Andrés Ferrara
Director General
View from the Top

Fine-Tuning Healthcare

Wed, 09/06/2017 - 11:46

Q: Analitek has a national presence. What is the company’s strategy to maintain, or even accelerate growth?

A: Internal growth occurred because our markets and territory were becoming saturated. We looked for new areas to work in such as life sciences, which is a much larger market. In the biomedical field, we want to be a company that medical service providers can rely on, knowing that their equipment functions properly and precisely. We connect international manufacturers to national customers and we offer services to ensure the products, equipment and instruments always provide the correct results. In this way, our clients can ensure their patients they are receiving medical services that will improve their health.

All equipment requires a continuous maintenance program. This should happen several times per year, depending on the piece of equipment. Through use and time, all analytical, electronic, mechanical and medical equipment may lose their accuracy and calibration, which makes well-designed maintenance programs a must.

Q: To what extent do you have to convince clients that your products represent an investment rather than a cost?

A: That is the challenge we face. I believe the authorities ensure that all clinics and hospitals are providing services correctly. Our challenge is to help our clients appreciate that calibration and correct functioning is elemental in healthcare.
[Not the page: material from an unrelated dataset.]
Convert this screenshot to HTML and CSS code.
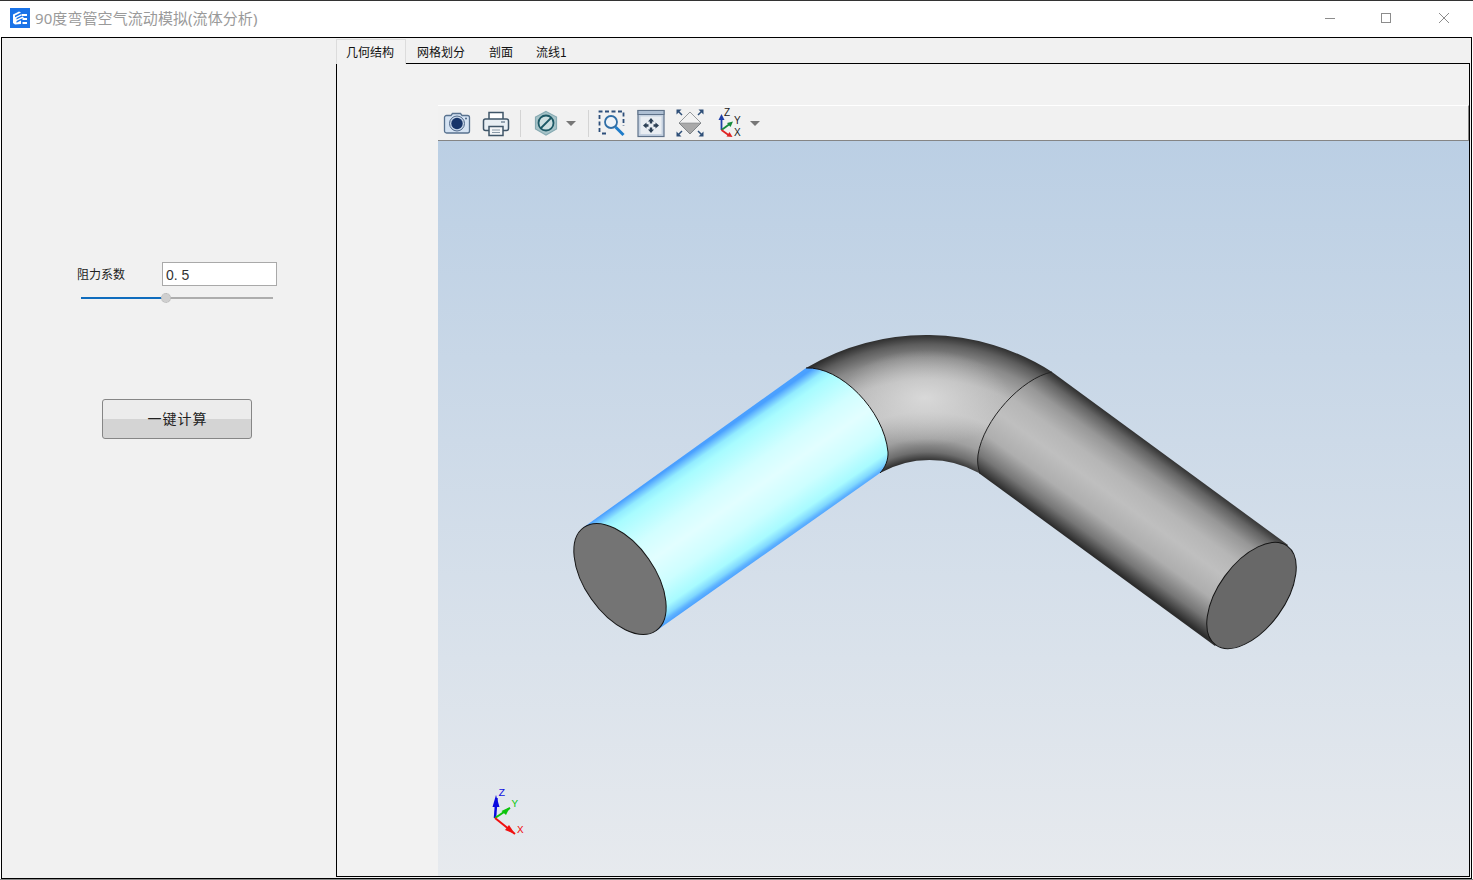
FILE: index.html
```html
<!DOCTYPE html>
<html lang="zh">
<head>
<meta charset="utf-8">
<title>90度弯管空气流动模拟(流体分析)</title>
<link rel="stylesheet" href="styles.css">
</head>
<body>
<div class="window">
  <header class="titlebar">
    <svg class="logo" viewBox="0 0 20 20">
      <rect width="20" height="20" fill="#1a73e8"/>
      <path d="M3 6.500 9 3.500 11 4.600 5 7.600V9.200L11 6.200 12.600 7 6.500 10V11.600L12.600 8.600 14 9.400 6.500 13V14.800L11 12.600V16L5 16.400 3 15Z" fill="#fff"/>
      <path d="M12 6h5v2h-5zM12.500 10H17v2h-4.500zM12.500 14H17v2h-4.500z" fill="#fff"/>
    </svg>
    <span class="title">90度弯管空气流动模拟(流体分析)</span>
    <div class="controls">
      <svg class="ctl" viewBox="0 0 12 12"><path d="M1 6.500H11" stroke="#8c8c8c" fill="none"/></svg>
      <svg class="ctl" viewBox="0 0 12 12"><rect x="1.500" y="1.500" width="9" height="9" stroke="#8c8c8c" fill="none"/></svg>
      <svg class="ctl" viewBox="0 0 12 12"><path d="M1 1 11 11M11 1 1 11" stroke="#8c8c8c" fill="none"/></svg>
    </div>
  </header>
  <main class="main">
    <aside class="side">
      <div class="param">
        <label class="param-label">阻力系数</label>
        <input class="param-input" value="0. 5">
      </div>
      <div class="slider"><div class="slider-fill"></div><div class="slider-rest"></div><div class="slider-knob"></div></div>
      <button class="calc"><span>一键计算</span></button>
    </aside>
    <section class="work">
      <nav class="tabs">
        <div class="tab active">几何结构</div>
        <div class="tab">网格划分</div>
        <div class="tab tab3">剖面</div>
        <div class="tab tab4">流线1</div>
      </nav>
      <div class="pane">
        <div class="viewer">
          <div class="toolbar">
            <svg class="ti" viewBox="0 0 28 28">
              <path d="M1.500 8.500a2 2 0 0 1 2-2H8l1.500-2h8l1.500 2h5.500a2 2 0 0 1 2 2v13.500a2 2 0 0 1-2 2h-21a2 2 0 0 1-2-2z" fill="#d5e3f3" stroke="#58728f" stroke-width="1.300"/>
              <circle cx="14" cy="14.500" r="7.500" fill="#c5d5e8" stroke="#50698a"/>
              <circle cx="14" cy="14.500" r="5.700" fill="#17356a"/>
              <circle cx="23" cy="9.500" r="1" fill="#4a6484"/>
            </svg>
            <svg class="ti" viewBox="0 0 28 28">
              <path d="M7 10V3.500h14V10" fill="#fff" stroke="#3f5568" stroke-width="1.500"/>
              <rect x="1.500" y="10" width="25" height="11.500" rx="2" fill="#e8eef3" stroke="#3f5568" stroke-width="1.500"/>
              <path d="M19 13h4" stroke="#77889a" stroke-width="1.500"/>
              <rect x="7" y="17.500" width="14" height="9" fill="#f3f5f7" stroke="#3f5568" stroke-width="1.500"/>
              <path d="M10 21h8M10 23.500h8" stroke="#8a9aa8"/>
            </svg>
            <div class="sep"></div>
            <svg class="ti hex" viewBox="0 0 28 28">
              <path d="M14 2.500 24.500 8v12L14 26 3.500 20V8Z" fill="#a6c3c8" stroke="#86aab2" stroke-width="1.200"/>
              <circle cx="14" cy="14" r="7.500" fill="#cfe0e2" stroke="#1d5966" stroke-width="1.800"/>
              <path d="M9 19 19 9" stroke="#1d5966" stroke-width="1.800"/>
            </svg>
            <div class="caret"></div>
            <div class="sep sep2"></div>
            <svg class="ti zoomi" viewBox="0 0 28 28">
              <path d="M1.500 23V2.500h24V17M8 24.500H1.500" fill="none" stroke="#2d4f7b" stroke-width="1.800" stroke-dasharray="4 2.500"/>
              <circle cx="13" cy="13" r="6" fill="#eef3f8" stroke="#2f6ea6" stroke-width="1.800"/>
              <path d="M17.500 18 25.500 26" stroke="#1f7cc9" stroke-width="3"/>
            </svg>
            <svg class="ti" viewBox="0 0 28 28">
              <rect x="1" y="1.500" width="26" height="26" fill="#c6d2e1" stroke="#5f728a" stroke-width="1.200"/>
              <rect x="1" y="1.500" width="26" height="4" fill="#aebfd3" stroke="#5f728a"/>
              <rect x="3.500" y="7.500" width="21" height="17.500" fill="#e9edf2"/>
              <path d="M14 9 17 12.500H15.200V14.500H12.800V12.500H11ZM14 24 17 20.500H15.200V18.500H12.800V20.500H11ZM6 16.500 9.500 13.500V15.300H11.500V17.700H9.500V19.500ZM22 16.500 18.500 13.500V15.300H16.500V17.700H18.500V19.500Z" fill="#2b3f55"/>
            </svg>
            <svg class="ti" viewBox="0 0 28 28">
              <path d="M14 3 25 14 14 25 3 14Z" fill="#a9a9a9" stroke="#7f8488"/>
              <path d="M14 3 25 14H3Z" fill="#f2f2f2" stroke="#7f8488" stroke-width=".6"/>
              <path d="M2.500 2.500 6 6M25.500 2.500 22 6M2.500 25.500 6 22M25.500 25.500 22 22" stroke="#2e4f78" stroke-width="1.500"/>
              <path d="M.5.500H5.500L.5 5.500ZM27.500.500H22.500L27.500 5.500ZM.5 27.500H5.500L.5 22.500ZM27.500 27.500H22.500L27.500 22.500Z" fill="#2e4f78"/>
            </svg>
            <svg class="ti axes" viewBox="0 0 28 28">
              <path d="M6.500 21V9" stroke="#1f3fa8" stroke-width="1.800"/>
              <path d="M6.500 5 9.500 11H3.500Z" fill="#1f3fa8"/>
              <path d="M6.500 21 14 15.500" stroke="#168a3c" stroke-width="1.800"/>
              <path d="M18 12.500 15.500 18 12 14Z" fill="#168a3c"/>
              <path d="M6.500 21 13.500 26" stroke="#e02424" stroke-width="1.800"/>
              <path d="M17.500 28 11.500 27.500 14.500 23Z" fill="#e02424"/>
              <text class="axl" x="9" y="7">Z</text>
              <text class="axl" x="19" y="15">Y</text>
              <text class="axl" x="19" y="27">X</text>
            </svg>
            <div class="caret caret2"></div>
          </div>
          <div class="scene">
            <svg class="scene-svg" viewBox="438 141 1031 735" preserveAspectRatio="none">
              <defs>
                <linearGradient id="cyl" gradientUnits="userSpaceOnUse" x1="584" y1="527" x2="656" y2="631">
                  <stop offset="0" stop-color="#4aa0ff"/>
                  <stop offset=".03" stop-color="#6cc0ff"/>
                  <stop offset=".07" stop-color="#92ecff"/>
                  <stop offset=".13" stop-color="#a8fcff"/>
                  <stop offset=".35" stop-color="#d2feff"/>
                  <stop offset=".52" stop-color="#e2feff"/>
                  <stop offset=".72" stop-color="#cdfeff"/>
                  <stop offset=".88" stop-color="#a8fbff"/>
                  <stop offset=".94" stop-color="#80d8ff"/>
                  <stop offset=".97" stop-color="#5eb2ff"/>
                  <stop offset="1" stop-color="#4aa0ff"/>
                </linearGradient>
                <linearGradient id="grayR" gradientUnits="userSpaceOnUse" x1="1052" y1="372" x2="979" y2="473">
                  <stop offset="0" stop-color="#2e2e2e"/>
                  <stop offset=".08" stop-color="#646464"/>
                  <stop offset=".2" stop-color="#979797"/>
                  <stop offset=".36" stop-color="#b6b6b6"/>
                  <stop offset=".52" stop-color="#bfbfbf"/>
                  <stop offset=".72" stop-color="#aeaeae"/>
                  <stop offset=".88" stop-color="#767676"/>
                  <stop offset="1" stop-color="#2c2c2c"/>
                </linearGradient>
                <radialGradient id="bend" gradientUnits="userSpaceOnUse" cx="927" cy="560" r="225">
                  <stop offset=".44" stop-color="#2e2e2e"/>
                  <stop offset=".48" stop-color="#6e6e6e"/>
                  <stop offset=".54" stop-color="#a0a0a0"/>
                  <stop offset=".66" stop-color="#c4c4c4"/>
                  <stop offset=".8" stop-color="#b8b8b8"/>
                  <stop offset=".9" stop-color="#8a8a8a"/>
                  <stop offset=".96" stop-color="#5c5c5c"/>
                  <stop offset="1" stop-color="#303030"/>
                </radialGradient>
                <radialGradient id="spot" gradientUnits="userSpaceOnUse" cx="0" cy="0" r="1" gradientTransform="translate(925 398) scale(85 48)">
                  <stop offset="0" stop-color="#dadada" stop-opacity=".95"/>
                  <stop offset="1" stop-color="#d0d0d0" stop-opacity="0"/>
                </radialGradient>
              </defs>
              <path d="M806 368A234 234 0 0 1 1052 372L979 473A100 100 0 0 0 880 473Z" fill="url(#bend)"/>
              <path d="M806 368A234 234 0 0 1 1052 372L979 473A100 100 0 0 0 880 473Z" fill="url(#spot)"/>
              <path d="M1052 372 1288 545 1215 646 980 474C978 468 977 462 978 455 983 420 1022 378 1052 372Z" fill="url(#grayR)"/>
              <path d="M1052 372C1022 378 983 420 978 455 977 462 978 468 980 474" fill="none" stroke="#222" stroke-width="1"/>
              <path d="M584 527 806 368C840 366 884 410 888 452 888.500 460 885 468 880 473L656 631Z" fill="url(#cyl)"/>
              <path d="M806 368C840 366 884 410 888 452 888.500 460 885 468 880 473" fill="none" stroke="#151515" stroke-width="1"/>
              <ellipse cx="620" cy="579" rx="63" ry="35" transform="rotate(55 620 579)" fill="#747474" stroke="#151515" stroke-width="1"/>
              <ellipse cx="1251.500" cy="595.500" rx="61" ry="33" transform="rotate(-54 1251.500 595.500)" fill="#686868" stroke="#151515" stroke-width="1"/>
              <path d="M495 818 496.500 798" stroke="#0a0ae0" stroke-width="2.500"/>
              <path d="M496 795 499.500 807H492.500Z" fill="#0a0ae0"/>
              <path d="M495 818 510 808" stroke="#0cc40c" stroke-width="2"/>
              <path d="M510 807 506 815 501.500 811Z" fill="#0cc40c"/>
              <path d="M495 818 515 834" stroke="#f01010" stroke-width="2"/>
              <path d="M515 834 505 830 509 825Z" fill="#f01010"/>
              <text class="tri tz" x="498.500" y="796">Z</text>
              <text class="tri ty" x="511.500" y="807">Y</text>
              <text class="tri tx" x="517" y="833">X</text>
            </svg>
          </div>
        </div>
      </div>
    </section>
  </main>
</div>
</body>
</html>
```

FILE: styles.css
```css
* { box-sizing: border-box; }
html, body { margin: 0; padding: 0; }
body {
  width: 1473px;
  height: 880px;
  overflow: hidden;
  background: #fff;
  font-family: "Noto Sans", "Noto Sans CJK SC", sans-serif;
}
.window {
  width: 1473px;
  height: 880px;
  display: flex;
  flex-direction: column;
  border-bottom: 1px solid #8a8a8a;
}
.titlebar {
  height: 37px;
  flex: none;
  display: flex;
  align-items: center;
  padding: 0 0 2px 10px;
  border-top: 1px solid #333;
  background: #fff;
}
.logo { width: 20px; height: 20px; flex: none; }
.title {
  margin-left: 5px;
  font-size: 15px;
  line-height: 20px;
  letter-spacing: .08px;
  color: #9a9a9a;
  white-space: nowrap;
}
.controls {
  margin-left: auto;
  display: flex;
  gap: 46px;
  padding-right: 23px;
}
.ctl { width: 12px; height: 12px; display: block; }
.ctl:first-child { margin-right: -2px; }
.main {
  flex: 1;
  display: flex;
  margin: 0 1px;
  border: 1px solid #000;
  background: #f1f1f1;
  min-height: 0;
}
.side {
  width: 334px;
  flex: none;
  display: flex;
  flex-direction: column;
  padding-top: 224px;
}
.param {
  display: flex;
  align-items: center;
  padding-left: 75px;
}
.param-label {
  width: 85px;
  margin-top: 2px;
  font-size: 12px;
  line-height: 16px;
  color: #222;
}
.param-input {
  width: 115px;
  height: 24px;
  border: 1px solid #a9a9a9;
  background: #fff;
  padding: 1px 3px 0;
  font: 14px/21px "Liberation Sans", sans-serif;
  color: #333;
  outline: none;
}
.slider {
  position: relative;
  width: 192px;
  height: 2px;
  margin: 11px 0 0 79px;
  display: flex;
}
.slider-fill { width: 85px; background: #0f6cbd; }
.slider-rest { flex: 1; background: #adadad; }
.slider-knob {
  position: absolute;
  left: 80px;
  top: -4px;
  width: 10px;
  height: 10px;
  border-radius: 50%;
  background: #cfcfcf;
  border: 1px dotted #b5b5b5;
}
.calc {
  width: 150px;
  height: 40px;
  margin: 100px 0 0 100px;
  padding: 0 0 2px 1px;
  border: 1px solid #868686;
  border-radius: 3px;
  background: linear-gradient(#ececec 0, #ececec 50%, #d4d4d4 50%, #d4d4d4 100%);
  font-family: "Noto Sans CJK SC", sans-serif;
  font-size: 14px;
  letter-spacing: 1px;
  color: #222;
}
.work {
  flex: 1;
  display: flex;
  flex-direction: column;
  min-width: 0;
  margin: 0 1px 1px 0;
}
.tabs {
  height: 26px;
  flex: none;
  display: flex;
  padding-top: 1px;
  margin-bottom: -1px;
  position: relative;
  z-index: 1;
}
.tab {
  height: 25px;
  padding: 0 10px;
  margin-right: 1px;
  font-family: "Noto Sans CJK SC", sans-serif;
  font-size: 12px;
  line-height: 26px;
  color: #111;
  white-space: nowrap;
}
.tab.active {
  width: 70px;
  height: 25px;
  background: #f2f2f2;
  border: 1px solid #dcdcdc;
  border-bottom: 0;
  line-height: 24px;
  padding: 0 9px;
}
.tab3 { margin-left: 3px; }
.tab4 { margin-left: 2px; }
.pane {
  flex: 1;
  min-height: 0;
  border: 1px solid #000;
  background: #f2f2f2;
  padding: 41px 0 0 101px;
  display: flex;
}
.viewer {
  flex: 1;
  display: flex;
  flex-direction: column;
  min-width: 0;
}
.toolbar {
  height: 36px;
  flex: none;
  display: flex;
  align-items: center;
  gap: 11px;
  padding-left: 5px;
  background: #f1f1f1;
  border-top: 1px solid #fff;
  border-bottom: 1px solid #858585;
  border-right: 1px solid #858585;
}
.ti { width: 28px; height: 28px; flex: none; display: block; overflow: visible; }
.sep { width: 1px; height: 27px; background: #d4d4d4; flex: none; margin-left: -1px; }
.caret {
  width: 0;
  height: 0;
  flex: none;
  border-left: 5px solid transparent;
  border-right: 5px solid transparent;
  border-top: 5px solid #777;
  margin-left: -5px;
}
.sep2 { margin-left: 1px; }
.zoomi { margin-left: -2px; }
.caret2 { margin-left: -4px; }
.axl { font: 10px "Liberation Sans", sans-serif; fill: #222; }
.scene {
  flex: 1;
  min-height: 0;
  background: linear-gradient(#bbcfe4, #e7eaee);
}
.scene-svg { display: block; width: 100%; height: 100%; }
.tri { font: 11px "Liberation Mono", monospace; }
.tz { fill: #1010e0; }
.ty { fill: #10c810; }
.tx { fill: #f01010; }
```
In many cases, this makes the difference between a patient being cured or not. Foreign companies develop the technology and the innovations, new products, devices and treatments, but we ensure that in Mexico all these devices work at peak performance 100 percent of the time.

Q: Which norms regulate the calibration and maintenance of devices in Mexico?

A: We are working with the authorities to elaborate such norms. Stricter regulations and control in this field would ensure better treatment for patients. We are participating in forums and working with EMA and COFEPRIS regarding the shaping of these norms. We are also working with the Mexican Society for Biomedical Engineering (SOMIB) to create awareness about the creation of new calibration and accreditation laboratories.

Q: What ratio of sales in your biomedical business is destined for the public sector?

A: We have only recently entered the biomedical business in Mexico and we mostly cater to the private market. In the future, we will venture into the public sector to ensure growth because the public sector is the main client for these products. In our analytical business, our sales are split 50/50, which is where we will probably end up in the biomedical market.

Q: What new areas will you look to expand to and what will be your focus in 2017?

A: There is still a long way to go in Mexico in health and in the medical segment, so focusing new investment in health and life sciences research makes good sense. It fits with our mission to change and improve the world through the work of our clients. When they reach their goals, we have contributed to future generations having better care and quality of life. Perhaps we will expand our horizons to the north and to the south of Mexico, as we have done for analytics. In the medical area, I think we will first expand to the north of Mexico and then go nationwide. We are also opening an office in Texas for analytics and offer services in Central America.

Q: What is the impact of the security environment on your logistics operations?

A: Our logistics are specific, not massive, so we are little affected by insecurity. What may impact us is the coverage of our clients in certain territories where we need to be more careful. What we need to look after most is not the products that we move, because those are unlikely to be impacted by insecurity, but ensuring that our people can come and go in safety. This impacts us a little, but it is not a major issue.